The business case extends beyond operational savings. Federal infrastructure programs allocate substantial incentives for sustainable transportation technology, with solar integration often qualifying for both renewable energy tax credits and smart city development grants. Municipal transport departments report payback periods of 4-6 years on solar ITS investments, while equipment lifespan extends 25+ years with minimal maintenance requirements.
This convergence of fiscal responsibility and environmental stewardship positions solar-powered intelligent transportation as essential infrastructure modernization. Real-world deployments demonstrate measurable returns: reduced energy expenditure, enhanced system reliability, simplified installation in challenging locations, and alignment with regulatory sustainability mandates. For facility managers and government officials evaluating transportation infrastructure upgrades, solar integration delivers quantifiable value that strengthens both budget proposals and long-term operational resilience.
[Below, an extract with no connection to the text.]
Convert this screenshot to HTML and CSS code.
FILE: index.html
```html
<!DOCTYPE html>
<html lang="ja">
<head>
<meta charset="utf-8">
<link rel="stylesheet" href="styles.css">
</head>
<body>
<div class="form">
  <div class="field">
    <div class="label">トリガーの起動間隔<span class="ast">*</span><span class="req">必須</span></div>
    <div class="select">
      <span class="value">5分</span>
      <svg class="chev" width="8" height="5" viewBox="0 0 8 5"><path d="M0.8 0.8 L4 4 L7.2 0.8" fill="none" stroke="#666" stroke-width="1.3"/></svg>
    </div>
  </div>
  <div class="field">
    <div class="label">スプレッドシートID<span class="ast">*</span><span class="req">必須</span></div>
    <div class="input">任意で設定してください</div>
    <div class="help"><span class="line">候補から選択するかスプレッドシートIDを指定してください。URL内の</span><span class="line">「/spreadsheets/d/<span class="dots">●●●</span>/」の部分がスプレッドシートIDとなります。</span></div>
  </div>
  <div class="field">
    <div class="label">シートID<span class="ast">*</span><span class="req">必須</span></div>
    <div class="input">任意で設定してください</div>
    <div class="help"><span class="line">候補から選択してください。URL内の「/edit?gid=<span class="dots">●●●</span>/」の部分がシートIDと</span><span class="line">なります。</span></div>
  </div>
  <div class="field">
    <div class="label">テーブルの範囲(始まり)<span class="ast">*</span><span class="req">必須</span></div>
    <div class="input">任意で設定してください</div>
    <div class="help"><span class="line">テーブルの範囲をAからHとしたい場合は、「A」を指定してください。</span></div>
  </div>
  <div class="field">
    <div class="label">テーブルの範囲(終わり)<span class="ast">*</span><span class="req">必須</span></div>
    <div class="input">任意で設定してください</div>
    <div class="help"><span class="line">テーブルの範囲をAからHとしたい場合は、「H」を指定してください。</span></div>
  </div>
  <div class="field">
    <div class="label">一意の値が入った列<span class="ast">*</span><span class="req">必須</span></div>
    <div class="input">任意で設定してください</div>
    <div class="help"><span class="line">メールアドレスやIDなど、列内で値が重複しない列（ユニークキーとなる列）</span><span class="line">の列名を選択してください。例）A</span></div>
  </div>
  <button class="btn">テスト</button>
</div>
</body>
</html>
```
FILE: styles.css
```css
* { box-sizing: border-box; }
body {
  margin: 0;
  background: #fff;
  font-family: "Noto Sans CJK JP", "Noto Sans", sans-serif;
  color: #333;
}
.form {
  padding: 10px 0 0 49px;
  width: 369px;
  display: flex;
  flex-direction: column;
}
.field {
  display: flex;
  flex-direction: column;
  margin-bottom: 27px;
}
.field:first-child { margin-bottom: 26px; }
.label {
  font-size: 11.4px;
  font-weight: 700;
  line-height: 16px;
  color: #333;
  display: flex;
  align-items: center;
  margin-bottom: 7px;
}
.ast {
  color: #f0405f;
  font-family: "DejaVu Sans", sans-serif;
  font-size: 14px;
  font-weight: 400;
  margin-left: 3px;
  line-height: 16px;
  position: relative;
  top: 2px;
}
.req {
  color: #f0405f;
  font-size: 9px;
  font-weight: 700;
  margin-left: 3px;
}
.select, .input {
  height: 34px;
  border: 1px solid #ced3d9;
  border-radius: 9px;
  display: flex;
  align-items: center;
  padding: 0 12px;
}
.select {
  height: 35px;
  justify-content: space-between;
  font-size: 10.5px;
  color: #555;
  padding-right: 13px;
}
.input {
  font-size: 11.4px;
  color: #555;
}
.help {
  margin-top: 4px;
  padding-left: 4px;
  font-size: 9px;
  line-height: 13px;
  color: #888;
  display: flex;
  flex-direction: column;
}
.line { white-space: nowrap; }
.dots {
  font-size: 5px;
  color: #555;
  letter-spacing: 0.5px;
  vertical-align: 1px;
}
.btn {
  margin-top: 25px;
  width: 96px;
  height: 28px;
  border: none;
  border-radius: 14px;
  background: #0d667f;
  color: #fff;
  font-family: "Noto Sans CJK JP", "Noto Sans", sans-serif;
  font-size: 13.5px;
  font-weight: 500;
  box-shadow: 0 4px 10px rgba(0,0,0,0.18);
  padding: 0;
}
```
What Are Intelligent Transportation Systems and Why They Need Sustainable Power
The Energy Challenge Facing Modern Transport Infrastructure
Modern intelligent transportation systems represent a significant and growing energy demand for municipalities and transport authorities. A typical urban ITS network, including traffic signals, surveillance cameras, digital signage, and sensor arrays, can consume between 3,000 to 8,000 kilowatt-hours per intersection annually. For cities managing hundreds or thousands of intersection points, this translates to substantial operational expenditures that strain already limited infrastructure budgets.
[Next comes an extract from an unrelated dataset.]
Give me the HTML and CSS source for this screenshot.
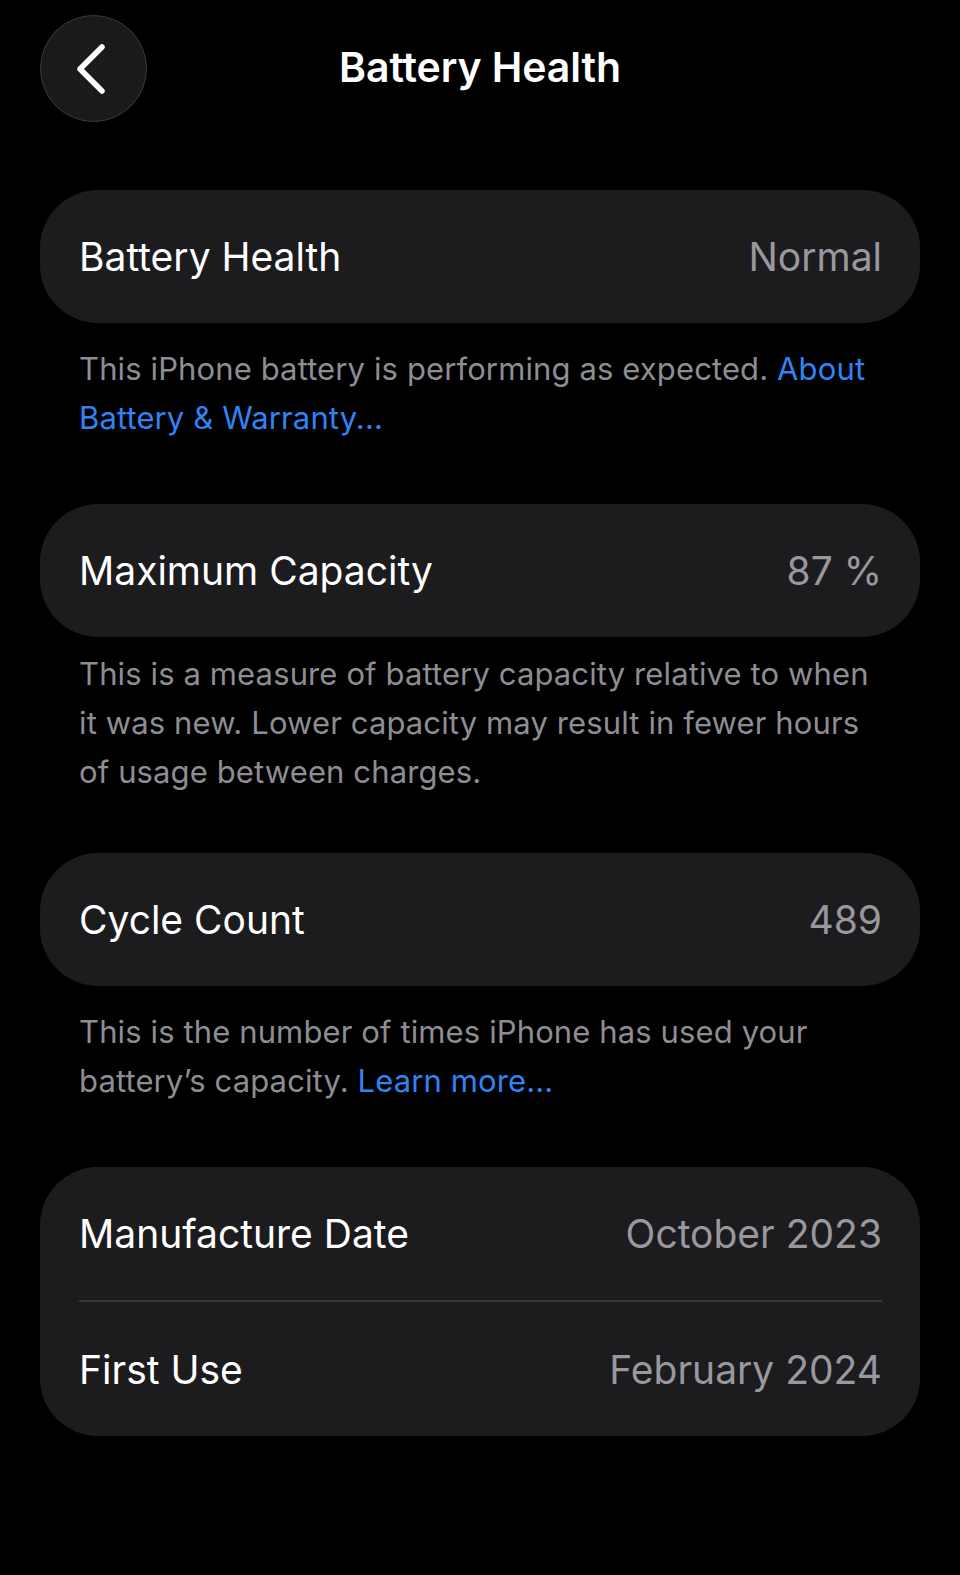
FILE: index.html
```html
<!DOCTYPE html>
<html lang="en">
<head>
    <meta charset="UTF-8">
    <meta name="viewport" content="width=device-width, initial-scale=1.0">
    <title>Battery Health</title>
    <link rel="stylesheet" href="styles.css">
</head>
<body>
    <header class="nav-bar">
        <button class="back-btn" aria-label="Back">
            <svg width="40" height="54" viewBox="0 0 40 54">
                <path d="M31 5 L9 27 L31 49" fill="none" stroke="#fff" stroke-width="5.5" stroke-linecap="round" stroke-linejoin="round"/>
            </svg>
        </button>
        <h1 class="nav-title">Battery Health</h1>
        <div></div>
    </header>

    <main class="content">
        <section class="group">
            <div class="row">
                <span class="row-label">Battery Health</span>
                <span class="row-value">Normal</span>
            </div>
        </section>
        <p class="note">This iPhone battery is performing as expected. <a href="#">About Battery &amp; Warranty...</a></p>

        <section class="group">
            <div class="row">
                <span class="row-label">Maximum Capacity</span>
                <span class="row-value">87 %</span>
            </div>
        </section>
        <p class="note note-tight">This is a measure of battery capacity relative to when it was new. Lower capacity may result in fewer hours of usage between charges.</p>

        <section class="group">
            <div class="row">
                <span class="row-label">Cycle Count</span>
                <span class="row-value">489</span>
            </div>
        </section>
        <p class="note">This is the number of times iPhone has used your battery’s capacity. <a href="#">Learn more...</a></p>

        <section class="group">
            <div class="row">
                <span class="row-label">Manufacture Date</span>
                <span class="row-value">October 2023</span>
            </div>
            <div class="row">
                <span class="row-label">First Use</span>
                <span class="row-value">February 2024</span>
            </div>
        </section>
    </main>
</body>
</html>
```

FILE: styles.css
```css
body {
    font-family: Inter, "Noto Sans", sans-serif;
    margin: 0;
    padding: 0;
    background-color: #000;
    color: #fff;
}
.nav-bar {
    display: grid;
    grid-template-columns: 107px 1fr 107px;
    align-items: center;
    padding: 15px 40px 0;
}
.back-btn {
    width: 107px;
    height: 107px;
    border-radius: 50%;
    background-color: #1a1a1b;
    border: 1.5px solid #3a3a3c;
    display: flex;
    align-items: center;
    justify-content: center;
    padding: 0 6px 0 0;
    cursor: pointer;
}
.nav-title {
    margin: 0 0 4px;
    text-align: center;
    font-size: 41px;
    font-weight: 600;
    letter-spacing: -0.1px;
}
.content {
    padding: 68px 40px 0;
}
.group {
    background-color: #1c1c1e;
    border-radius: 58px;
    padding: 0 38px 0 39px;
}
.row {
    display: flex;
    align-items: center;
    justify-content: space-between;
    height: 133px;
    font-size: 39px;
}
.row + .row {
    height: 134px;
    border-top: 2px solid #38383a;
}
.row-label {
    color: #fff;
}
.row-value {
    color: #98989e;
}
.note {
    margin: 21px 0 62px;
    padding: 0 40px 0 39px;
    font-size: 31px;
    line-height: 49px;
    letter-spacing: 0.12px;
    color: #8d8d93;
}
.note-tight {
    margin-top: 12px;
    margin-bottom: 57px;
}
.note a {
    color: #2f84f5;
    text-decoration: none;
}
```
Traffic signal systems alone account for approximately 2 billion kilowatt-hours of electricity consumption annually across the United States, generating operational costs exceeding $200 million per year. Variable message signs consume between 2,500 and 4,500 watts each when operational, while CCTV surveillance systems add another 50 to 300 watts per camera location. These continuous power requirements create predictable yet substantial recurring expenses for transport departments.
Beyond direct energy costs, ITS infrastructure faces critical grid reliability challenges. Power outages during severe weather events or grid failures can compromise traffic management capabilities precisely when they are most needed for public safety and emergency response. Many jurisdictions currently rely on diesel backup generators, which introduce additional operational costs, maintenance requirements, and environmental concerns.
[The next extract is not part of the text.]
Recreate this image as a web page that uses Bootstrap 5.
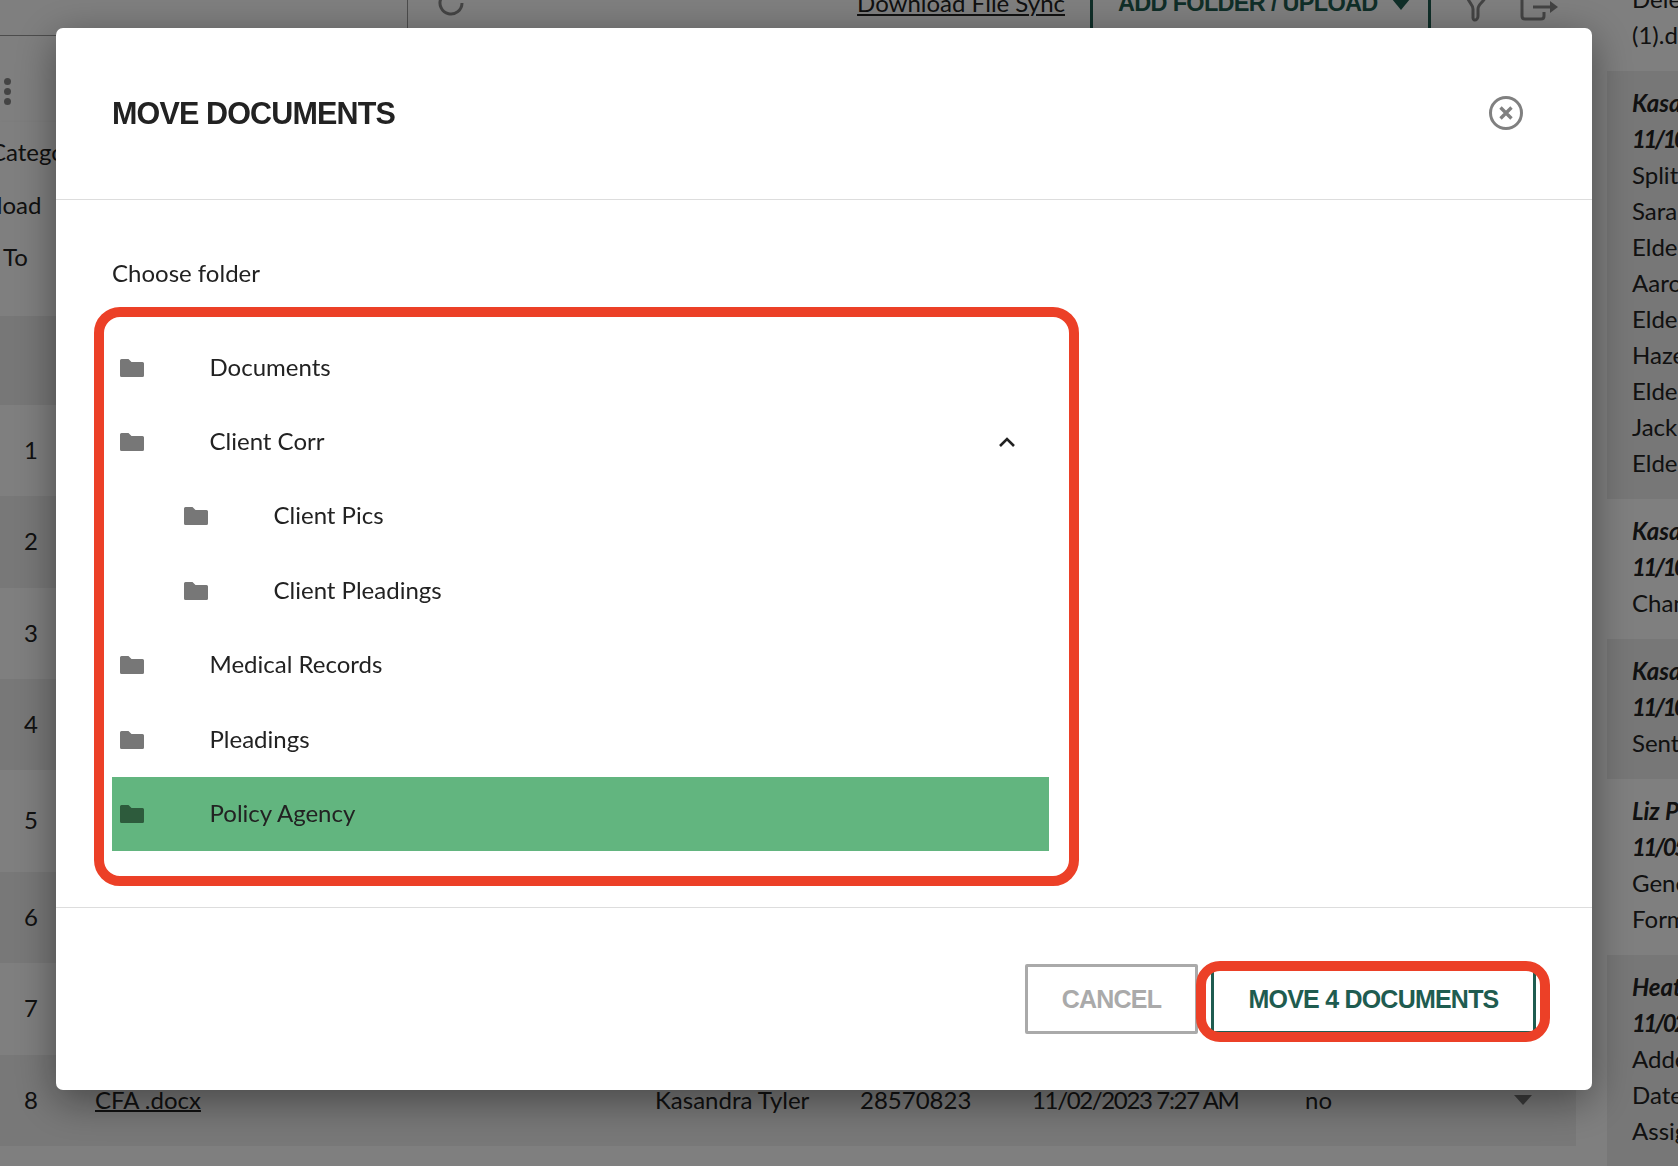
<!doctype html>
<html lang="en">
<head>
<meta charset="utf-8">
<title>Move documents</title>
<link rel="stylesheet" href="https://cdn.jsdelivr.net/npm/bootstrap@5.3.0/dist/css/bootstrap.min.css">
<style>
html,body{height:100%;overflow:hidden}
body{font-family:"Lato","Liberation Sans",sans-serif;font-size:24px;color:#222;background:#fff}
.pg-wrap{width:1678px;height:1166px;overflow:hidden}
.main-col{width:1576px;flex:none}
.side-col{width:102px;flex:none;padding-left:31px;margin-top:-33px;line-height:36px;white-space:nowrap;overflow:hidden}
.side-block{padding:14px 0 18px 25px;width:200px;overflow:hidden}
.side-block.shaded{background:#eee}
.side-head{font-weight:700;font-style:italic}
.side-date{letter-spacing:-2.500px}
.top-bar{height:56px;margin-top:-20px}
.top-left{width:408px;border-right:1px solid #999;border-bottom:1px solid #999}
.top-mid{width:682px;padding:0 25px 10px 29px}
.top-mid a{color:#222}
.add-btn{width:341px;height:56px;border-left:3px solid #1f5c50;border-right:3px solid #1f5c50;padding:0 0 10px 25px;font:700 23.500px "Liberation Sans",sans-serif;letter-spacing:-.7px;color:#1f5c50;gap:14px}
.caret-down{width:0;height:0;border-left:9.500px solid transparent;border-right:9.500px solid transparent;border-top:11px solid #1f5c50;margin-top:2px}
.top-icons{gap:30px;padding:0 0 0 34px;margin-top:16px}
.dots-zone{height:86px;padding:42px 0 0 4px}
.dots-zone i{display:block;width:7px;height:7px;border-radius:50%;background:#888;margin-bottom:3px}
.side-menu{height:168px;box-shadow:0 4px 6px rgba(0,0,0,.3);background:#fff;line-height:52.500px;padding-top:4px;overflow:hidden;white-space:nowrap}
.mi-a{margin-left:-10px}.mi-b{margin-left:-34px}.mi-c{margin-left:3px}
.band-a{height:26px;background:#fff}
.band-b{height:89px;background:#eee}
.doc-row{padding-bottom:2px}
.doc-row.even{background:#f0f0f0}
.h91{height:91px}.h92{height:92px}.h102{height:102px}
.num-cell{width:62px;text-align:center}
.c-name{width:33px}
.c-file{width:560px}.c-file a{color:#222;text-decoration-thickness:2px}
.c-user{width:205px}.c-id{width:172px}.c-date{width:273px;letter-spacing:-1.350px}.c-flag{width:209px}
.caret-mini{width:0;height:0;border-left:9.500px solid transparent;border-right:9.500px solid transparent;border-top:10px solid #777}
.foot-band{height:20px;background:#fff}
.dim-layer{position:fixed;inset:0;background:rgba(0,0,0,.5);z-index:1040}
.move-modal{z-index:1050;overflow:hidden}
.move-dialog{max-width:none;width:1536px;height:1062px;margin:28px 0 0 56px}
.move-content{height:1062px;border:0;border-radius:7px;box-shadow:0 10px 42px rgba(0,0,0,.42)}
.move-head{height:172px;padding:0 56px;border-bottom:1px solid #ddd;border-radius:0}
.move-title{font:700 30.500px/1 "Liberation Sans",sans-serif;letter-spacing:-.85px;color:#222;margin:0}
.close-x{background:none;border:0;padding:0;width:36px;height:36px;margin:-2px 12px 0 auto;line-height:0}
.move-body{padding:56px 56px 0;flex:1 1 auto}
.choose-label{line-height:34px;height:51px}
.tree-ring{width:985px;height:579px;margin-left:-18px;border:10px solid #ec4027;border-radius:26px;padding:13.500px 20px 0 8px}
.tree-item{height:74.400px;padding-left:8px;color:#222}
.tree-item span{margin-top:-2px}
.tree-item.nested{padding-left:72px}
.tree-item.picked{background:#62b57f}
.tree-item.picked .ficon{fill:#2d5b3c}
.ficon{fill:#777;width:24px;height:18px;flex:none;margin-right:65.500px}
.chev{margin-left:auto;margin-right:33px}
.move-foot{height:183px;padding:56px;border-top:1px solid #ddd;border-radius:0;align-items:flex-start;flex-wrap:nowrap;gap:13px}
.act-btn{height:70px;border-radius:2px;font:700 25px/1 "Liberation Sans",sans-serif;letter-spacing:-.78px;margin:0;background:#fff;--bs-btn-active-bg:#fff}
.cancel-act{width:173px;border:3px solid #aaa;color:#aaa}
.move-act{width:325px;border:3px solid #1f5c50;color:#1f5c50}
.act-wrap{margin:0}
.act-ring{position:absolute;left:-15px;right:-14px;top:-3px;bottom:-8px;border:10px solid #ec4027;border-radius:24px;pointer-events:none}
</style>
</head>
<body>
<div class="pg-wrap d-flex">
  <div class="main-col">
    <div class="top-bar d-flex">
      <div class="top-left"></div>
      <div class="top-mid d-flex align-items-center justify-content-between flex-grow-0">
        <svg width="28" height="28" viewBox="0 0 28 28" fill="none" stroke="#888" stroke-width="3"><path d="M25 14a11 11 0 1 1-4-8.500"/><path d="M22 0v7h-7"/></svg>
        <a href="#">Download File Sync</a>
      </div>
      <div class="add-btn d-flex align-items-center"><span>ADD FOLDER / UPLOAD</span><span class="caret-down"></span></div>
      <div class="top-icons d-flex align-items-start">
        <svg width="24" height="26" viewBox="0 0 24 26" fill="none" stroke="#888" stroke-width="3"><path d="M2 0c1 6 6 8 6 13v9c0 2 2 3 4 1 1-1 1-2 1-3v-7c0-5 6-7 8-13"/></svg>
        <svg width="42" height="26" viewBox="0 0 42 26" fill="none" stroke="#888" stroke-width="3"><path d="M26 1H6Q3 1 3 4v16q0 3 3 3h16q3 0 3-3v-4"/><path d="M14 11h22"/><path d="M31 5l8 6-8 6z" stroke-width="0" fill="#888"/></svg>
      </div>
    </div>
    <div class="dots-zone"><i></i><i></i><i></i></div>
    <div class="side-menu">
      <div class="mi-a">Category</div>
      <div class="mi-b">Upload</div>
      <div class="mi-c">To</div>
    </div>
    <div class="band-a"></div>
    <div class="band-b"></div>
    <div class="doc-row h91 d-flex align-items-center"><div class="num-cell">1</div></div>
    <div class="doc-row even h92 d-flex align-items-center"><div class="num-cell">2</div></div>
    <div class="doc-row h91 d-flex align-items-center"><div class="num-cell">3</div></div>
    <div class="doc-row even h91 d-flex align-items-center"><div class="num-cell">4</div></div>
    <div class="doc-row h102 d-flex align-items-center"><div class="num-cell">5</div></div>
    <div class="doc-row even h91 d-flex align-items-center"><div class="num-cell">6</div></div>
    <div class="doc-row h92 d-flex align-items-center"><div class="num-cell">7</div></div>
    <div class="doc-row even h91 d-flex align-items-center">
      <div class="num-cell">8</div><div class="c-name"></div>
      <div class="c-file"><a href="#">CFA .docx</a></div>
      <div class="c-user">Kasandra Tyler</div>
      <div class="c-id">28570823</div>
      <div class="c-date">11/02/2023 7:27 AM</div>
      <div class="c-flag">no</div>
      <div class="caret-mini"></div>
    </div>
    <div class="foot-band"></div>
  </div>
  <div class="side-col">
    <div class="side-block">Deleted<br>(1).docx</div>
    <div class="side-block shaded"><div class="side-head">Kasandra Tyler</div><div class="side-head side-date">11/10/2023</div>Split<br>Sarah<br>Elder<br>Aaron<br>Elder<br>Hazel<br>Elder<br>Jack<br>Elder</div>
    <div class="side-block"><div class="side-head">Kasandra Tyler</div><div class="side-head side-date">11/10/2023</div>Changed</div>
    <div class="side-block shaded"><div class="side-head">Kasandra Tyler</div><div class="side-head side-date">11/10/2023</div>Sent</div>
    <div class="side-block"><div class="side-head">Liz Parker</div><div class="side-head side-date">11/05/2023</div>Generated<br>Form</div>
    <div class="side-block shaded"><div class="side-head">Heather</div><div class="side-head side-date">11/02/2023</div>Added<br>Date<br>Assigned</div>
  </div>
</div>

<div class="dim-layer"></div>

<div class="modal d-block move-modal" tabindex="-1">
  <div class="modal-dialog move-dialog">
    <div class="modal-content move-content">
      <div class="modal-header move-head">
        <h5 class="modal-title move-title">MOVE DOCUMENTS</h5>
        <button type="button" class="close-x" aria-label="Close">
          <svg width="36" height="36" viewBox="0 0 36 36" fill="none" stroke="#808080"><circle cx="18" cy="18" r="15.500" stroke-width="3"/><path d="M12.500 12.500l11 11M23.500 12.500l-11 11" stroke-width="3.400"/></svg>
        </button>
      </div>
      <div class="modal-body move-body">
        <div class="choose-label">Choose folder</div>
        <div class="tree-ring">
          <div class="tree-item d-flex align-items-center"><svg class="ficon" viewBox="0 0 24 18"><path d="M1.500 0h7l3 3h11q1.500 0 1.500 1.500v12q0 1.500-1.500 1.500h-21q-1.500 0-1.500-1.500v-15q0-1.500 1.500-1.500z"/></svg><span>Documents</span></div>
          <div class="tree-item d-flex align-items-center"><svg class="ficon" viewBox="0 0 24 18"><path d="M1.500 0h7l3 3h11q1.500 0 1.500 1.500v12q0 1.500-1.500 1.500h-21q-1.500 0-1.500-1.500v-15q0-1.500 1.500-1.500z"/></svg><span>Client Corr</span>
            <svg class="chev" width="18" height="12" viewBox="0 0 18 12" fill="none" stroke="#222" stroke-width="2.600"><path d="M2 10l7-7 7 7"/></svg></div>
          <div class="tree-item nested d-flex align-items-center"><svg class="ficon" viewBox="0 0 24 18"><path d="M1.500 0h7l3 3h11q1.500 0 1.500 1.500v12q0 1.500-1.500 1.500h-21q-1.500 0-1.500-1.500v-15q0-1.500 1.500-1.500z"/></svg><span>Client Pics</span></div>
          <div class="tree-item nested d-flex align-items-center"><svg class="ficon" viewBox="0 0 24 18"><path d="M1.500 0h7l3 3h11q1.500 0 1.500 1.500v12q0 1.500-1.500 1.500h-21q-1.500 0-1.500-1.500v-15q0-1.500 1.500-1.500z"/></svg><span>Client Pleadings</span></div>
          <div class="tree-item d-flex align-items-center"><svg class="ficon" viewBox="0 0 24 18"><path d="M1.500 0h7l3 3h11q1.500 0 1.500 1.500v12q0 1.500-1.500 1.500h-21q-1.500 0-1.500-1.500v-15q0-1.500 1.500-1.500z"/></svg><span>Medical Records</span></div>
          <div class="tree-item d-flex align-items-center"><svg class="ficon" viewBox="0 0 24 18"><path d="M1.500 0h7l3 3h11q1.500 0 1.500 1.500v12q0 1.500-1.500 1.500h-21q-1.500 0-1.500-1.500v-15q0-1.500 1.500-1.500z"/></svg><span>Pleadings</span></div>
          <div class="tree-item picked d-flex align-items-center"><svg class="ficon" viewBox="0 0 24 18"><path d="M1.500 0h7l3 3h11q1.500 0 1.500 1.500v12q0 1.500-1.500 1.500h-21q-1.500 0-1.500-1.500v-15q0-1.500 1.500-1.500z"/></svg><span>Policy Agency</span></div>
        </div>
      </div>
      <div class="modal-footer move-foot">
        <button type="button" class="btn act-btn cancel-act">CANCEL</button>
        <div class="act-wrap position-relative">
          <button type="button" class="btn act-btn move-act">MOVE 4 DOCUMENTS</button>
          <div class="act-ring"></div>
        </div>
      </div>
    </div>
  </div>
</div>
<script src="https://cdn.jsdelivr.net/npm/bootstrap@5.3.0/dist/js/bootstrap.bundle.min.js"></script>
</body>
</html>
The cumulative financial impact extends beyond electricity bills. Grid connection fees, demand charges during peak periods, and infrastructure upgrades to support expanded ITS deployments add layers of complexity to total cost of ownership calculations. These challenges have prompted forward-thinking transport authorities to explore alternative energy solutions that can reduce operational expenses while enhancing system resilience and sustainability.
Core Applications of Solar-Powered Intelligent Transport Infrastructure
Solar-Powered Traffic Management Systems
Solar-powered traffic management systems represent a practical convergence of renewable energy and intelligent transportation infrastructure, offering municipalities and transport authorities significant operational advantages. These systems eliminate dependence on grid electricity, reduce installation costs by avoiding trenching for power lines, and provide continuous operation even during grid outages.
Smart traffic signals equipped with solar panels typically require 50-150 watts of power, supported by battery storage systems ranging from 100-200 amp-hours. Modern LED signal heads consume approximately 10-15 watts compared to legacy incandescent bulbs, making solar integration highly viable. A standard configuration includes a 100-watt solar panel, charge controller, and gel cell batteries designed for 3-5 days of autonomy during low-sunlight periods.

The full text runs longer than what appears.